Today, Mellanox introduced NVMe SNAP technology enabling hardware virtualization of NVMe Flash storage, to achieve all the efficiency and management benefits of remote storage, with the simplicity of local storage.
At the 2009 World Swimming Championships in Rome, controversial new full-body swimsuits came to prominence and gave the top swimmers the edge they needed to break barriers otherwise blocked by physics. An astounding 43 world records were set at the championships, and at the 2008 Beijing Olympics, 94% of all swimming wins and 98% of all swimming medals were achieved by swimmers wearing the new suits. Those who didn’t invest in the new technology found it nearly impossible to win. Until their ban in 2009, we saw “swimsuit wars” with manufacturers competing to create better swimsuits and swimmers violating sponsorship agreements to wear the fastest technology rather than their contracted sponsors’ swimsuits.
When everyone is fighting to be number one, new technology can provide the needed edge. Cloud hyperscalers and large enterprises continuously pursue the adoption of new server and storage virtualization technologies to maximize their utilization of resources and enable novel use of their ever-growing infrastructure.
In traditional cloud, the cloud service provider (CSP) delivers VMs or containers with virtualized CPUs, memory, and network storage. It’s easy to deliver the right virtualized resources to the right customer on-demand—aka composable infrastructure—but you don’t know exactly what kind of physical hardware underlies it, nor what (or who) else is running on the same physical servers. Bare-metal cloud offers on-demand provisioning of physical servers to customers instead of VMs.
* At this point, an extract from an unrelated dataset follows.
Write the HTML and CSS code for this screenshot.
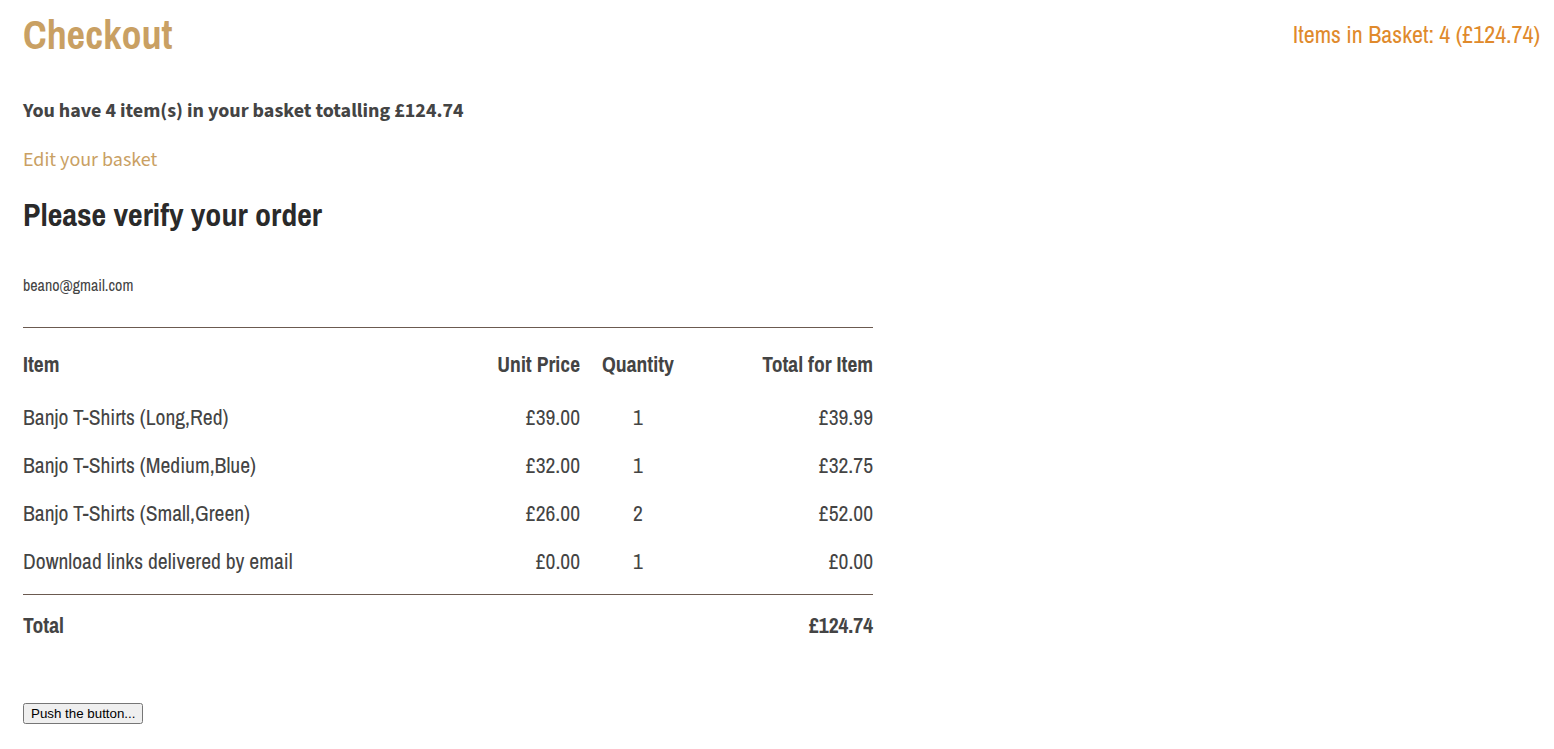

It’s a rapidly growing market and there are three reasons to go bare metal: 1) Control; 2) Performance; and 3) Security.
The customer still gets the flexibility to spin up or decommission physical servers quickly and can install whatever software they require, including customized operating systems or hypervisors. As a bonus, there are no worries about CPU-based software licenses, which may charge for every CPU core on the physical server, even those that are being used by other tenants and other applications.
A CSP’s bare metal offering will usually include, for the sake of simplicity, local storage for the customer’s use. This provides easily accessed and fast performing storage under the customer’s full control. But this comes at a price for the Cloud SPs, limiting their ability to efficiently provision remote storage that is easy to migrate and protect. Therein lies a conflict when designing bare metal cloud offering between what is best for the customer (local storage) and what is best and most easily composable for the CSP (networked storage).
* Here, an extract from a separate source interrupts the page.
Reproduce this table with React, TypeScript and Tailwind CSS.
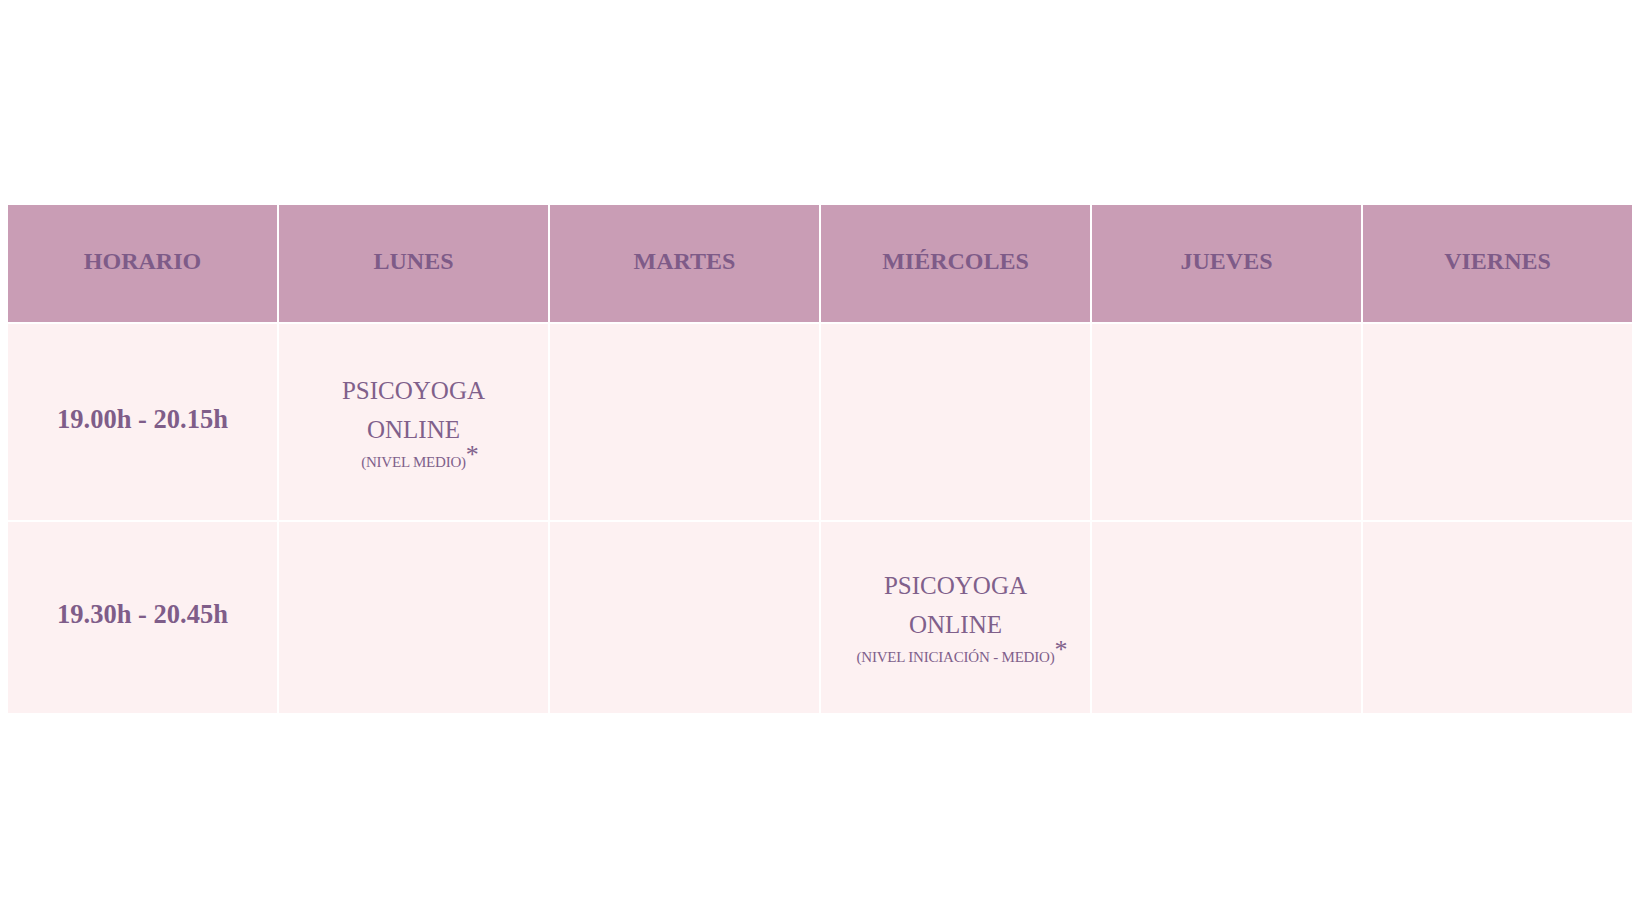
const days = ['HORARIO', 'LUNES', 'MARTES', 'MIÉRCOLES', 'JUEVES', 'VIERNES'];

type Slot = { time: string; day: number; level: string };

const rows: Slot[] = [
  { time: '19.00h - 20.15h', day: 1, level: '(NIVEL MEDIO)' },
  { time: '19.30h - 20.45h', day: 3, level: '(NIVEL INICIACIÓN - MEDIO)' },
];

function ClassCell({ level }: { level: string }) {
  return (
    <div className="flex flex-col items-center pb-[3px] text-center text-[#80608b]">
      <span className="text-[25px] leading-[39px]">PSICOYOGA</span>
      <span className="text-[25px] leading-[39px]">ONLINE</span>
      <span className="relative mt-[4px] text-[15px] leading-[18px] tracking-[-0.2px]">
        {level}
        {/* asterisk hangs past the centred label */}
        <span className="absolute -top-[11px] left-full text-[26px] leading-none">*</span>
      </span>
    </div>
  );
}

export default function App() {
  return (
    <div
      className="min-h-screen bg-white px-2 pt-[205px]"
      style={{ fontFamily: '"Liberation Serif", "DejaVu Serif", serif' }}
    >
      <div className="grid grid-cols-6 gap-[2px] bg-white">
        {days.map((d) => (
          <div
            key={d}
            className="flex h-[117px] items-center justify-center bg-[#c99db5] pb-[6px] text-[24px] font-bold text-[#7e5b88]"
          >
            {d}
          </div>
        ))}
        {rows.map((r, i) => (
          <div key={r.time} className="contents">
            <div
              className={`flex items-center justify-center bg-[#fdf1f2] pb-[5px] text-[26.5px] font-bold text-[#7f5d89] ${
                i === 0 ? 'h-[196px]' : 'h-[191px]'
              }`}
            >
              {r.time}
            </div>
            {[1, 2, 3, 4, 5].map((c) => (
              <div key={c} className="flex items-center justify-center bg-[#fdf1f2]">
                {c === r.day && <ClassCell level={r.level} />}
              </div>
            ))}
          </div>
        ))}
      </div>
    </div>
  );
}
In 2017, Amazon AWS introduced its “Nitro” technology to resolve this conflict and became the envy of its cloud competitors. Nitro enables AWS to offer a ‘bare metal cloud’ with virtualized NVMe storage that is far more efficient than other cloud providers. The Nitro technology enables near-local flash storage performance with the added flexibility, serviceability, and dynamic elasticity of virtualized networked storage. To achieve this, Amazon builds specialized NICs that can virtualize remote, networked storage into local storage for the bare-metal server. While some of the bare metal cloud infrastructure is now in fact virtualized, customers don’t need to be aware of this and are able to operate as if they have fully dedicated infrastructure—including storage, while still receiving benefits of virtualization that are otherwise unattainable on bare-metal offerings.
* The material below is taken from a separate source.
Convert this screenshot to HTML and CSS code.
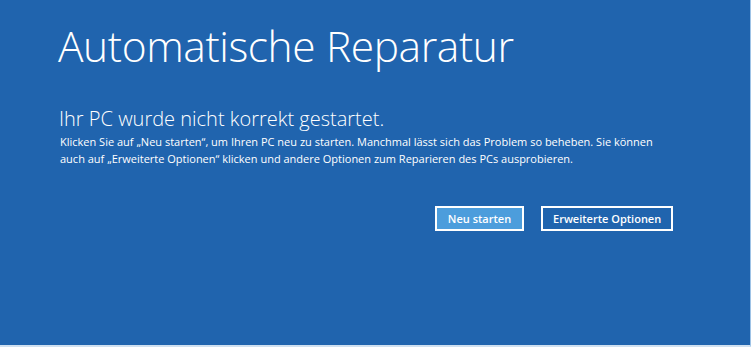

Mellanox NVMe SNAP™ Technology
Mellanox is now introducing NVMe SNAP™ (Software-defined Network Accelerated Processing) enabling in-hardware virtualization of NVMe storage addressing these and more use-cases for seamless storage virtualization. Mellanox’s NVMe SNAP framework enables our customers to integrate into any cloud provider or enterprise with any networked storage solution or storage protocol. NVMe SNAP brings virtualized storage to bare-metal clouds and enables the disaggregation of compute and storage to allow fully optimized resource utilization.
NVMe SNAP logically presents networked storage as a local NVMe flash drive on the PCIe bus to the host OS, hypervisor, and software. This allows the host OS/Hypervisor to use its standard NVMe-driver, unaware that the storage is being provided not by a local physical SSD but rather by NVMe SNAP connected to remote storage. Furthermore, the NVMe SNAP framework allows customers to implement sophisticated data management logic (mirroring/RAID, compression, encryption etc.) to the data that it transmits over the network and stores remotely.
NVMe SNAP empowers customers with the freedom to implement their own storage solutions on top of the NVMe SNAP framework. The NVMe SNAP framework runs on Mellanox BlueField™ SmartNIC embedded Arm cores together with our embedded hardware acceleration engines. This powerful combination is agile yet completely transparent to host software allowing it to be integrated into almost any storage solution. Just as new-tech swimsuits enabled swimmers to go faster, Mellanox SmartNIC and NVMe SNAP virtualization technology enables cloud infrastructures to run more efficiently.
The NVMe SNAP hardware-accelerated, software-defined storage virtualization described above, used in a bare-metal cloud, can be re-used for another, no less important goal of optimizing data-center resource utilization (compute, storage, network, etc.).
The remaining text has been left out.